(Records with interface code)
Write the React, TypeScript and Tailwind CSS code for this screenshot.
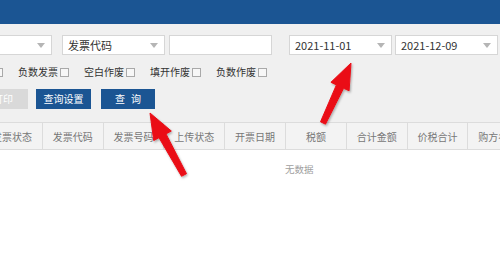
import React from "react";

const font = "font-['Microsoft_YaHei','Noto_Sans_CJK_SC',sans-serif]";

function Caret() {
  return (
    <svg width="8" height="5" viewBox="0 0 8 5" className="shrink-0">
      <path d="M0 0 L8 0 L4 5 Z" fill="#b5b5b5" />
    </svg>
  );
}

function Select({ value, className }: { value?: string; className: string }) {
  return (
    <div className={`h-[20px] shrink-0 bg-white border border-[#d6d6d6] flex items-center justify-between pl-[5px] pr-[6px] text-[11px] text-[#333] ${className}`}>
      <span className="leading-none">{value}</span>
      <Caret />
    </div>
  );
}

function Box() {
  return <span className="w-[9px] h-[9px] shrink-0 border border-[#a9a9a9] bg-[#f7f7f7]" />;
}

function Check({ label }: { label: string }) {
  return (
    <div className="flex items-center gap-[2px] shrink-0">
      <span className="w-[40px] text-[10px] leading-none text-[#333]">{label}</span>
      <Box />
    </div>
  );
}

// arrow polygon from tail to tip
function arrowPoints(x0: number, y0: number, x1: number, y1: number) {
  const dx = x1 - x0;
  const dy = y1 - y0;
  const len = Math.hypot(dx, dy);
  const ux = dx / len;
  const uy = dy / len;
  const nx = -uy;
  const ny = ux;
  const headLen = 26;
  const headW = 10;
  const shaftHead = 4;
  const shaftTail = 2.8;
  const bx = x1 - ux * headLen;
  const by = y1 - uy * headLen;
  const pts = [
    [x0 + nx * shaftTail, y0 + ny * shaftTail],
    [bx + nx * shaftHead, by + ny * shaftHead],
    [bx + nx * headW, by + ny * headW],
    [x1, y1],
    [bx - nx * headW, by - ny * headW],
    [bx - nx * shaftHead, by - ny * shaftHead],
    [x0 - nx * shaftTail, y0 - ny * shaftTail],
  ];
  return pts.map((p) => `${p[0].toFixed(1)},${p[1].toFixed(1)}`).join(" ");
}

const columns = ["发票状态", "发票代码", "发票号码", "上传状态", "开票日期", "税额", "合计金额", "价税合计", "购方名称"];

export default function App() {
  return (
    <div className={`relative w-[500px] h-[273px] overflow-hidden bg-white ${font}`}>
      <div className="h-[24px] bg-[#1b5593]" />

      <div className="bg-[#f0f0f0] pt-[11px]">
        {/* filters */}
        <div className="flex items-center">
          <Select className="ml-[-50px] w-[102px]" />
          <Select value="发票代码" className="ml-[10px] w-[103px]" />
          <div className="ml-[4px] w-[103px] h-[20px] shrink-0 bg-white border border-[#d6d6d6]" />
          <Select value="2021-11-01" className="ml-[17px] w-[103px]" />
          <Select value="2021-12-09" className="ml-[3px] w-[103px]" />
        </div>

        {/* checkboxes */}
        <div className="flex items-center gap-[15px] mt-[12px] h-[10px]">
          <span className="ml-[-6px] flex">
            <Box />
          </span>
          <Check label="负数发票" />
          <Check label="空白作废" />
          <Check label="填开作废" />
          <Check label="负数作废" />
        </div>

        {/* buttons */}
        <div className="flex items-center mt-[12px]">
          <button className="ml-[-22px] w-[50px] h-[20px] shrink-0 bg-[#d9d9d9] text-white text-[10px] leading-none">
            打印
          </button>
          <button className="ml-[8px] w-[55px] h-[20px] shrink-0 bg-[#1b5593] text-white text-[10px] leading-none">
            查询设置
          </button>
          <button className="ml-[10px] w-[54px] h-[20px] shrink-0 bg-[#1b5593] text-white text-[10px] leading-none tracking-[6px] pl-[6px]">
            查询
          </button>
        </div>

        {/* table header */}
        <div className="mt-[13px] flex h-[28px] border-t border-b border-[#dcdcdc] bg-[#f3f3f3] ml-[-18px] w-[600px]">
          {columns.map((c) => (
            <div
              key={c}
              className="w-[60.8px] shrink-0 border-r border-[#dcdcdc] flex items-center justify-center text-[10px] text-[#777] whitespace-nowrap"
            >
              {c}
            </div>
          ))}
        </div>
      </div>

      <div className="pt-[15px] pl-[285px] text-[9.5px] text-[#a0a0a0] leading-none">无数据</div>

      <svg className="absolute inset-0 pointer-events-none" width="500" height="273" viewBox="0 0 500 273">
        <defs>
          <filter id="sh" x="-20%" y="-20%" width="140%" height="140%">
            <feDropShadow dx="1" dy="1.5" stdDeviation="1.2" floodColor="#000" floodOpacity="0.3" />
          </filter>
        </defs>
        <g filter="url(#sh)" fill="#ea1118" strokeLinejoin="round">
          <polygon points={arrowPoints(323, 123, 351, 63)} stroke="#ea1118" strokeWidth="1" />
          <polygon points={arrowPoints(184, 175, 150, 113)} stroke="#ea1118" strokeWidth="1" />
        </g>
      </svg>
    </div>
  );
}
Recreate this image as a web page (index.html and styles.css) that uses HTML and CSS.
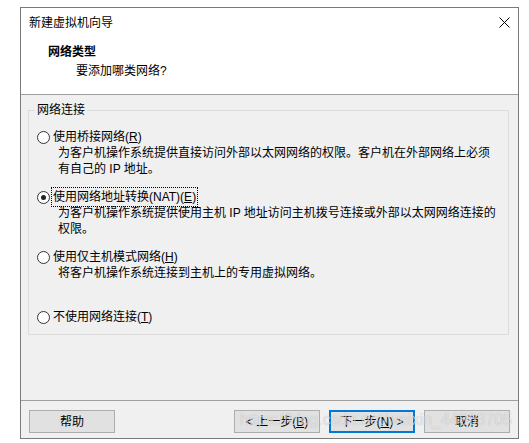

→ Task details
Output all of the records exactly as they appear above, but not the pictures.

→ Written answer
Write the React, TypeScript and Tailwind CSS code for this screenshot.
import React from "react";

const font = "font-['Microsoft_YaHei','Noto_Sans_CJK_SC',sans-serif]";

function Caret() {
  return (
    <svg width="8" height="5" viewBox="0 0 8 5" className="shrink-0">
      <path d="M0 0 L8 0 L4 5 Z" fill="#b5b5b5" />
    </svg>
  );
}

function Select({ value, className }: { value?: string; className: string }) {
  return (
    <div className={`h-[20px] shrink-0 bg-white border border-[#d6d6d6] flex items-center justify-between pl-[5px] pr-[6px] text-[11px] text-[#333] ${className}`}>
      <span className="leading-none">{value}</span>
      <Caret />
    </div>
  );
}

function Box() {
  return <span className="w-[9px] h-[9px] shrink-0 border border-[#a9a9a9] bg-[#f7f7f7]" />;
}

function Check({ label }: { label: string }) {
  return (
    <div className="flex items-center gap-[2px] shrink-0">
      <span className="w-[40px] text-[10px] leading-none text-[#333]">{label}</span>
      <Box />
    </div>
  );
}

// arrow polygon from tail to tip
function arrowPoints(x0: number, y0: number, x1: number, y1: number) {
  const dx = x1 - x0;
  const dy = y1 - y0;
  const len = Math.hypot(dx, dy);
  const ux = dx / len;
  const uy = dy / len;
  const nx = -uy;
  const ny = ux;
  const headLen = 26;
  const headW = 10;
  const shaftHead = 4;
  const shaftTail = 2.8;
  const bx = x1 - ux * headLen;
  const by = y1 - uy * headLen;
  const pts = [
    [x0 + nx * shaftTail, y0 + ny * shaftTail],
    [bx + nx * shaftHead, by + ny * shaftHead],
    [bx + nx * headW, by + ny * headW],
    [x1, y1],
    [bx - nx * headW, by - ny * headW],
    [bx - nx * shaftHead, by - ny * shaftHead],
    [x0 - nx * shaftTail, y0 - ny * shaftTail],
  ];
  return pts.map((p) => `${p[0].toFixed(1)},${p[1].toFixed(1)}`).join(" ");
}

const columns = ["发票状态", "发票代码", "发票号码", "上传状态", "开票日期", "税额", "合计金额", "价税合计", "购方名称"];

export default function App() {
  return (
    <div className={`relative w-[500px] h-[273px] overflow-hidden bg-white ${font}`}>
      <div className="h-[24px] bg-[#1b5593]" />

      <div className="bg-[#f0f0f0] pt-[11px]">
        {/* filters */}
        <div className="flex items-center">
          <Select className="ml-[-50px] w-[102px]" />
          <Select value="发票代码" className="ml-[10px] w-[103px]" />
          <div className="ml-[4px] w-[103px] h-[20px] shrink-0 bg-white border border-[#d6d6d6]" />
          <Select value="2021-11-01" className="ml-[17px] w-[103px]" />
          <Select value="2021-12-09" className="ml-[3px] w-[103px]" />
        </div>

        {/* checkboxes */}
        <div className="flex items-center gap-[15px] mt-[12px] h-[10px]">
          <span className="ml-[-6px] flex">
            <Box />
          </span>
          <Check label="负数发票" />
          <Check label="空白作废" />
          <Check label="填开作废" />
          <Check label="负数作废" />
        </div>

        {/* buttons */}
        <div className="flex items-center mt-[12px]">
          <button className="ml-[-22px] w-[50px] h-[20px] shrink-0 bg-[#d9d9d9] text-white text-[10px] leading-none">
            打印
          </button>
          <button className="ml-[8px] w-[55px] h-[20px] shrink-0 bg-[#1b5593] text-white text-[10px] leading-none">
            查询设置
          </button>
          <button className="ml-[10px] w-[54px] h-[20px] shrink-0 bg-[#1b5593] text-white text-[10px] leading-none tracking-[6px] pl-[6px]">
            查询
          </button>
        </div>

        {/* table header */}
        <div className="mt-[13px] flex h-[28px] border-t border-b border-[#dcdcdc] bg-[#f3f3f3] ml-[-18px] w-[600px]">
          {columns.map((c) => (
            <div
              key={c}
              className="w-[60.8px] shrink-0 border-r border-[#dcdcdc] flex items-center justify-center text-[10px] text-[#777] whitespace-nowrap"
            >
              {c}
            </div>
          ))}
        </div>
      </div>

      <div className="pt-[15px] pl-[285px] text-[9.5px] text-[#a0a0a0] leading-none">无数据</div>

      <svg className="absolute inset-0 pointer-events-none" width="500" height="273" viewBox="0 0 500 273">
        <defs>
          <filter id="sh" x="-20%" y="-20%" width="140%" height="140%">
            <feDropShadow dx="1" dy="1.5" stdDeviation="1.2" floodColor="#000" floodOpacity="0.3" />
          </filter>
        </defs>
        <g filter="url(#sh)" fill="#ea1118" strokeLinejoin="round">
          <polygon points={arrowPoints(323, 123, 351, 63)} stroke="#ea1118" strokeWidth="1" />
          <polygon points={arrowPoints(184, 175, 150, 113)} stroke="#ea1118" strokeWidth="1" />
        </g>
      </svg>
    </div>
  );
}
Recreate this image as a web page (index.html and styles.css) that uses HTML and CSS.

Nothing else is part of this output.